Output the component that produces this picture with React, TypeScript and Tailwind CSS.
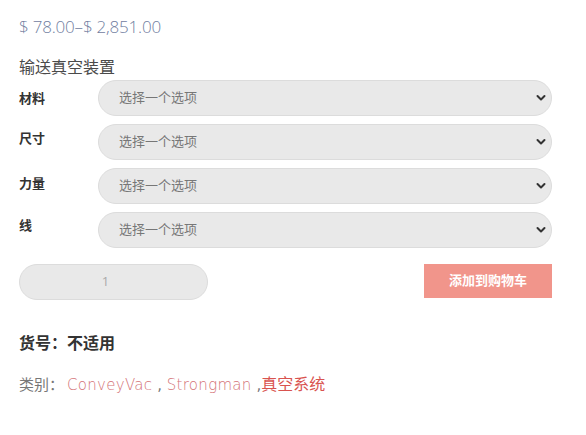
import React from 'react';

const fields = [
  { label: '材料', pt: 'pt-[9px]' },
  { label: '尺寸', pt: 'pt-[5px]' },
  { label: '力量', pt: 'pt-[6px]' },
  { label: '线', pt: 'pt-[4px]' },
];

const font = { fontFamily: '"Open Sans", "Noto Sans CJK SC", sans-serif' };

function Chevron() {
  return (
    <svg width="10" height="7" viewBox="0 0 10 7" className="absolute right-[6px] top-1/2 -translate-y-1/2">
      <path d="M1.5 1.5 L5 5 L8.5 1.5" fill="none" stroke="#333" strokeWidth="2" strokeLinecap="round" strokeLinejoin="round" />
    </svg>
  );
}

export default function App() {
  return (
    <div className="w-[586px] h-[435px] bg-white" style={font}>
      <div className="pl-[19px] pr-[34px] pt-[15px]">
        <p className="text-[17px] leading-[24px] text-[#72809f] font-light tracking-[-0.2px]">$ 78.00–$ 2,851.00</p>

        <p className="mt-[17px] text-[16px] leading-[22px] text-[#4a4a4a]">输送真空装置</p>

        <div className="flex flex-col gap-[8px] mt-[2px]">
          {fields.map((f) => (
            <div key={f.label} className="flex items-start">
              <span className={`w-[79px] ${f.pt} text-[13px] leading-[18px] font-bold text-[#333]`}>{f.label}</span>
              <div className="relative flex-1">
                <div className="h-[36px] rounded-full bg-[#e9e9e9] border border-[#dcdcdc] flex items-center pl-[20px] text-[13px] text-[#777]">
                  选择一个选项
                </div>
                <Chevron />
              </div>
            </div>
          ))}
        </div>

        <div className="flex items-start justify-between mt-[16px]">
          <div className="w-[189px] h-[36px] rounded-full bg-[#e9e9e9] border border-[#dcdcdc] flex items-center justify-center pr-[16px] text-[13px] text-[#aaa]">
            1
          </div>
          <button className="w-[128px] h-[34px] bg-[#f1958b] text-white text-[13px] font-bold">添加到购物车</button>
        </div>

        <p className="mt-[32px] text-[16px] leading-[22px] font-bold text-[#333]">货号：不适用</p>

        <p className="mt-[19px] text-[15px] leading-[22px] text-[#777]">
          类别：
          <span className="ml-[3px] text-[#d47377] font-['DejaVu_Sans',sans-serif] font-light tracking-[0.3px]">ConveyVac</span>
          <span className="font-['DejaVu_Sans',sans-serif]"> , </span>
          <span className="text-[#d47377] font-['DejaVu_Sans',sans-serif] font-light tracking-[0.3px]">Strongman</span>
          <span className="font-['DejaVu_Sans',sans-serif]"> ,</span>
          <span className="text-[16px] text-[#d9534f]">真空系统</span>
        </p>
      </div>
    </div>
  );
}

**The problem**
Pictures stay out. Repeat only the lines from the beginning of the data through the line that has "leading-[24px] text-[#72809f] font-light".

**Complete response**
Output the component that produces this picture with React, TypeScript and Tailwind CSS.
import React from 'react';

const fields = [
  { label: '材料', pt: 'pt-[9px]' },
  { label: '尺寸', pt: 'pt-[5px]' },
  { label: '力量', pt: 'pt-[6px]' },
  { label: '线', pt: 'pt-[4px]' },
];

const font = { fontFamily: '"Open Sans", "Noto Sans CJK SC", sans-serif' };

function Chevron() {
  return (
    <svg width="10" height="7" viewBox="0 0 10 7" className="absolute right-[6px] top-1/2 -translate-y-1/2">
      <path d="M1.5 1.5 L5 5 L8.5 1.5" fill="none" stroke="#333" strokeWidth="2" strokeLinecap="round" strokeLinejoin="round" />
    </svg>
  );
}

export default function App() {
  return (
    <div className="w-[586px] h-[435px] bg-white" style={font}>
      <div className="pl-[19px] pr-[34px] pt-[15px]">
        <p className="text-[17px] leading-[24px] text-[#72809f] font-light tracking-[-0.2px]">$ 78.00–$ 2,851.00</p>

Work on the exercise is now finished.